The scope of due diligence was clarified by SEBI in the recent matter of Palred Technologies Limited. It was held that the merchant banker was not supposed to look into every statement with suspicion. Their responsibility would be heightened only if the circumstances mandated it. The merchant banker had checked the shareholdings with the target company, promoters and had also the quarterly shareholding uploaded on the stock exchange website. SEBI held that the reduction in shareholding [which was the dispute in question] could have been realized based on the ‘probability’ that the merchant banker should have looked into the past declarations of the promoters and they cannot be held liable for the same.


Conclusion

‘Due diligence’ is a vague concept which in turn makes it difficult to determine liability. In such cases, courts have to heavily rely on the factual matrix before them. The Apex Court has interpreted it as reasonable diligence that ‘a prudent man would exercise in the conduct of his own affairs’.[5] No entity, howsoever important, can be expected to know and do everything with respect to a transaction.


Understanding due diligence in the context of merchant bankers is of prime importance. Utmost care is required on the part of the merchant bankers. This is because a reasonable/foreseeable lapse in due diligence would lead to dissemination of wrong information to the investors as well as the public. This would impact the very object of the Takeover code which is to protect the investors by allowing them a fair and transparent opportunity to exit from the target company. Thus, full and fair disclosures are required on the part of the merchant bankers because they act as a ‘gateway’ between the investors and the company.


The jurisprudence before us shows that SEBI and SAT have taken a more or less correct stand regarding due diligence by merchant bankers.
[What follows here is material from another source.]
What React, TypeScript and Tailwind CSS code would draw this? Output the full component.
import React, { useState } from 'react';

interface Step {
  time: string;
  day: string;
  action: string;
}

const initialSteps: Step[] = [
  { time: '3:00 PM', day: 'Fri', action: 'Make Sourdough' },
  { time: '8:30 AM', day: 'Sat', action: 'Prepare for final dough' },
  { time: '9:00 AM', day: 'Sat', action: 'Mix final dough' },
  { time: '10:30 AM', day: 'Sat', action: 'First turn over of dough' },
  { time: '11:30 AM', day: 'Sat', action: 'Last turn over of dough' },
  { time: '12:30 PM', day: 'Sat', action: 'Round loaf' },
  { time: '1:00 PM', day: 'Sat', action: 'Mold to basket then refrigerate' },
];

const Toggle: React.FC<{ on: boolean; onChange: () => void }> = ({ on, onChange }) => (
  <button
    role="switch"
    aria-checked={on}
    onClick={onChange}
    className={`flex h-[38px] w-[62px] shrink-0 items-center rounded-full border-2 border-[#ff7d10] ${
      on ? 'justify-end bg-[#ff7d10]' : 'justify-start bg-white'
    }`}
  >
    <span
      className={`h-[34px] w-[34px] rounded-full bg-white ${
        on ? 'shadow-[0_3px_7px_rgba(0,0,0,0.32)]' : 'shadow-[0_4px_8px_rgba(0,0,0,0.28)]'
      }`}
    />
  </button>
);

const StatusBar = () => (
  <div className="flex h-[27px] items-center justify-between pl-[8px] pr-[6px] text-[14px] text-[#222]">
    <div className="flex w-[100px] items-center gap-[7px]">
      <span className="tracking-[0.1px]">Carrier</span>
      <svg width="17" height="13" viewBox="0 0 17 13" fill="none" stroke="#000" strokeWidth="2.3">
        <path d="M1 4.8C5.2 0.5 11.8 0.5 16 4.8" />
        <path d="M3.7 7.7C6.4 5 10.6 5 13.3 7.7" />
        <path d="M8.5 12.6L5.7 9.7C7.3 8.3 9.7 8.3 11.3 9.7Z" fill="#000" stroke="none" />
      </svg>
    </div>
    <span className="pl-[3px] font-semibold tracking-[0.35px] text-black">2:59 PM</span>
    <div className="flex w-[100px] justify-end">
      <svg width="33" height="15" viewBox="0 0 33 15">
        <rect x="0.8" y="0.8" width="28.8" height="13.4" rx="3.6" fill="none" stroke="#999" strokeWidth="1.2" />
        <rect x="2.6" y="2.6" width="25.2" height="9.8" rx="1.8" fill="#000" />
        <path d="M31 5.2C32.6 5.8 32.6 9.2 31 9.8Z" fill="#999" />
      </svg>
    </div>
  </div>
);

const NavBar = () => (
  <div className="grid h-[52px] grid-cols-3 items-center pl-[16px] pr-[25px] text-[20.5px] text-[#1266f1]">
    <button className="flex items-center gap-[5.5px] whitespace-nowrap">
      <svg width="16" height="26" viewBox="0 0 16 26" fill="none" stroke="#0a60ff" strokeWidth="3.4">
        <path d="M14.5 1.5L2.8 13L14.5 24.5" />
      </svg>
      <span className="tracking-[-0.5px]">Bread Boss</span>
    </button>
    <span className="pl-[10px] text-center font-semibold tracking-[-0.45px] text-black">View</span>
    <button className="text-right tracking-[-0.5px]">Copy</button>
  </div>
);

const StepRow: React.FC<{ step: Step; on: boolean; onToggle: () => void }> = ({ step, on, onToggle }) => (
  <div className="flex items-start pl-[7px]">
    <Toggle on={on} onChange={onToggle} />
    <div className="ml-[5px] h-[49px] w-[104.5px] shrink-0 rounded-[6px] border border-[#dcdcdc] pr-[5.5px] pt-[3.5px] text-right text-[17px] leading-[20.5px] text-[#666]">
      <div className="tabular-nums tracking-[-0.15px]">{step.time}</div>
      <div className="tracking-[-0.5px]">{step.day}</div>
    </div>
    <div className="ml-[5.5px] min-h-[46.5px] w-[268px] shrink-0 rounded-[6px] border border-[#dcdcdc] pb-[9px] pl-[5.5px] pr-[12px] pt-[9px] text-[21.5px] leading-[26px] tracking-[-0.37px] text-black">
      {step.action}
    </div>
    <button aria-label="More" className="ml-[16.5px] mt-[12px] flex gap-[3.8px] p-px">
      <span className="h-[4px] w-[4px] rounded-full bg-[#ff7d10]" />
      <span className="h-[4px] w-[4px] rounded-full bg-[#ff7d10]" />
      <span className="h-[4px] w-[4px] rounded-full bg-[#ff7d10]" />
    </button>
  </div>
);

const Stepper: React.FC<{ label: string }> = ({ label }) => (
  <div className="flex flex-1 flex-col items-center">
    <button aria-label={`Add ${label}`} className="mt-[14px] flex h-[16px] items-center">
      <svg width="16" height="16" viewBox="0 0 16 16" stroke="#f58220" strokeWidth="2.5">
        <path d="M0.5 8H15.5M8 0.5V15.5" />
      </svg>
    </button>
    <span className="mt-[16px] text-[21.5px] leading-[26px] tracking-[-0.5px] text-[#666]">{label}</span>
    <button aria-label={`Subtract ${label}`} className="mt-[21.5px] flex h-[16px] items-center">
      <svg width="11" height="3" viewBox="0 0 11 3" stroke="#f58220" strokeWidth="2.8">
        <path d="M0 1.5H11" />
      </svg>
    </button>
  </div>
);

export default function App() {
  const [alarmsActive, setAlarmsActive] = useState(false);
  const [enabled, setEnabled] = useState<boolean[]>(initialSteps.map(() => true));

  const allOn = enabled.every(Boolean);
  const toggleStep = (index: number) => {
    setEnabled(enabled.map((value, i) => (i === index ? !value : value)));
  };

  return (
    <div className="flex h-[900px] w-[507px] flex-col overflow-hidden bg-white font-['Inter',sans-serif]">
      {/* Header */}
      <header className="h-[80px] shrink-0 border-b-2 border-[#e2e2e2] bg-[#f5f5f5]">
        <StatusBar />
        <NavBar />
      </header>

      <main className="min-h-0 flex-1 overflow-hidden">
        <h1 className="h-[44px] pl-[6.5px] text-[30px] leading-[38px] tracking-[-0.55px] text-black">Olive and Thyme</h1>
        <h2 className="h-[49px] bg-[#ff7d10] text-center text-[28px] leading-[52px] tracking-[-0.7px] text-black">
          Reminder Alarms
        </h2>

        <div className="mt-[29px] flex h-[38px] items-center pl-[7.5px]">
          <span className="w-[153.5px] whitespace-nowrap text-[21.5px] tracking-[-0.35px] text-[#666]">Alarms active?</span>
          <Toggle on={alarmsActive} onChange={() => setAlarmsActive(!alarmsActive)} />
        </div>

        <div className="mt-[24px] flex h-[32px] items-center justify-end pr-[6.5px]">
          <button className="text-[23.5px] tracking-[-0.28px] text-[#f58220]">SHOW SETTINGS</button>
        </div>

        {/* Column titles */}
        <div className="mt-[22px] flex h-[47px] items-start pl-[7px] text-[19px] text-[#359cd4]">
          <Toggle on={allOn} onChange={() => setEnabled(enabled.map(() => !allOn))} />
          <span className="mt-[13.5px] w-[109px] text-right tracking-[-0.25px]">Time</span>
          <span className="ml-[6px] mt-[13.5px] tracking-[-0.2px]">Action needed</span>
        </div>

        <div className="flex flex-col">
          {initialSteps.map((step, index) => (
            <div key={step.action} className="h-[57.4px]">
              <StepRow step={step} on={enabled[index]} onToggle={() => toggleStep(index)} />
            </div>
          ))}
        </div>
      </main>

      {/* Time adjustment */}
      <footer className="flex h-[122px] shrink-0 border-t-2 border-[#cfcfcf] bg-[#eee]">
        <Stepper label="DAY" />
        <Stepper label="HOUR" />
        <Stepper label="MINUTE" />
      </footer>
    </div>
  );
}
Their approach is not lenient and neither do they expect the impossible. It has been categorically laid down that merchant bankers are appointed as managers for takeovers since they are professional bodies which must ensure regulatory compliance with respect to the public offer and therefore, “it is expected to carry out utmost care in complying with the Regulations applicable to public offer”.[6]
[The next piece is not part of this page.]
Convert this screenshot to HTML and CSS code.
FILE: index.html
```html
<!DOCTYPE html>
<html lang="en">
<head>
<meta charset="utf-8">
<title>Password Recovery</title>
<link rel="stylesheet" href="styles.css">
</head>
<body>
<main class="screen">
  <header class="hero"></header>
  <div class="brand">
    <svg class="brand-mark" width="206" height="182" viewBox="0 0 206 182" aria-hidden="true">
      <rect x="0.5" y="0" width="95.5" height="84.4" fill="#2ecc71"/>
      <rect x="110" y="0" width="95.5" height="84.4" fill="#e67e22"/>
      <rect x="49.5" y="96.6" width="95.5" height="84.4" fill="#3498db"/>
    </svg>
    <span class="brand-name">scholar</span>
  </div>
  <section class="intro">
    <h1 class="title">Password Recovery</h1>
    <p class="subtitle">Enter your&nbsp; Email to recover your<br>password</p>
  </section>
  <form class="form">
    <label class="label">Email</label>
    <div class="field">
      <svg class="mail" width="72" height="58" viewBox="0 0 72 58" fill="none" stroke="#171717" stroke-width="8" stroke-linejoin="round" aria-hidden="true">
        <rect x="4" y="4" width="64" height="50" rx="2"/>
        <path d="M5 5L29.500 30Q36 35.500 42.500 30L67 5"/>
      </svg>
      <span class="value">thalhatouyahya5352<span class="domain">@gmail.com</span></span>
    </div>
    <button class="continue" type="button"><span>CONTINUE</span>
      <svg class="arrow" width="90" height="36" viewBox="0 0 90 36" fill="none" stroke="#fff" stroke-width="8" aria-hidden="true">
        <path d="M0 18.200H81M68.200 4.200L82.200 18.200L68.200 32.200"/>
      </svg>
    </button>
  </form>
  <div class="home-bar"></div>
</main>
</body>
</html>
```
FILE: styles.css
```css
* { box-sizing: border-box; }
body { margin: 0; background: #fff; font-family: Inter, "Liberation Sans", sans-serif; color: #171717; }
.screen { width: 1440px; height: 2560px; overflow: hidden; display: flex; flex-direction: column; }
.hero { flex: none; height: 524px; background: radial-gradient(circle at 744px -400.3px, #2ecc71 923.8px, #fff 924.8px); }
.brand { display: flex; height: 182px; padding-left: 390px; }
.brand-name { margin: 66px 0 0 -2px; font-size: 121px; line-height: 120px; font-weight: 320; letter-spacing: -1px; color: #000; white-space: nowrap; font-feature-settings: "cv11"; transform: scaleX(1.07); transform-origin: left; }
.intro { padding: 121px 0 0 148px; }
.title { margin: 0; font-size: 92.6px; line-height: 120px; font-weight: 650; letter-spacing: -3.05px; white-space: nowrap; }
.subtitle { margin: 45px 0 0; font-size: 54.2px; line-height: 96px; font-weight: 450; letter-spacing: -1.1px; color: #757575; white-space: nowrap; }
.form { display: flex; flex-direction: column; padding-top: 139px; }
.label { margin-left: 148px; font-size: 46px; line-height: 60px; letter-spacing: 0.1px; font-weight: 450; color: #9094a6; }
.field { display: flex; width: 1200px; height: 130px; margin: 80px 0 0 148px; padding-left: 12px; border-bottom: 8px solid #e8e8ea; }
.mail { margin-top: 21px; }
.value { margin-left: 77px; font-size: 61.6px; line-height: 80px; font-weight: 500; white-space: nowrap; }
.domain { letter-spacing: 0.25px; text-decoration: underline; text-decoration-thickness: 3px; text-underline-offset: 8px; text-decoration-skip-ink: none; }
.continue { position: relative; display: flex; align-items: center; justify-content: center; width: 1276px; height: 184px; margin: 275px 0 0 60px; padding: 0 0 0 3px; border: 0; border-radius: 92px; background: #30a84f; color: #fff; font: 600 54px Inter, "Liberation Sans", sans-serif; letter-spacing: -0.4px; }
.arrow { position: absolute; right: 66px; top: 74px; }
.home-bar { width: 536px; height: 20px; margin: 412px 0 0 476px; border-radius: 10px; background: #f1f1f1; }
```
This approach should be continued in the future and a careful examination of the facts should ensure that no leeway is given to the merchant bankers. Takeovers greatly impact the shareholders of the target company and mistakes in due diligence can lead to a loss of credibility in the securities market.

 

[1] The Securities and Exchange Board of India (Merchant Bankers) Regulations, 1992, Reg. 2(cb). [2] SEBI SAST, reg. 12; reg. 14. [3] SEBI SAST, reg. 27(3). [4] SEBI SAST, reg. 27. [5] Chander Kanta Bansal v. Rajender Singh Anand, (2008) 5 SCC 117. [6] SEBI in the matter of Palred Technologies Limited.

 

The opinions expressed herein are those of the author in their personal capacity and are not intended to be construed as legal, financial or investment advice.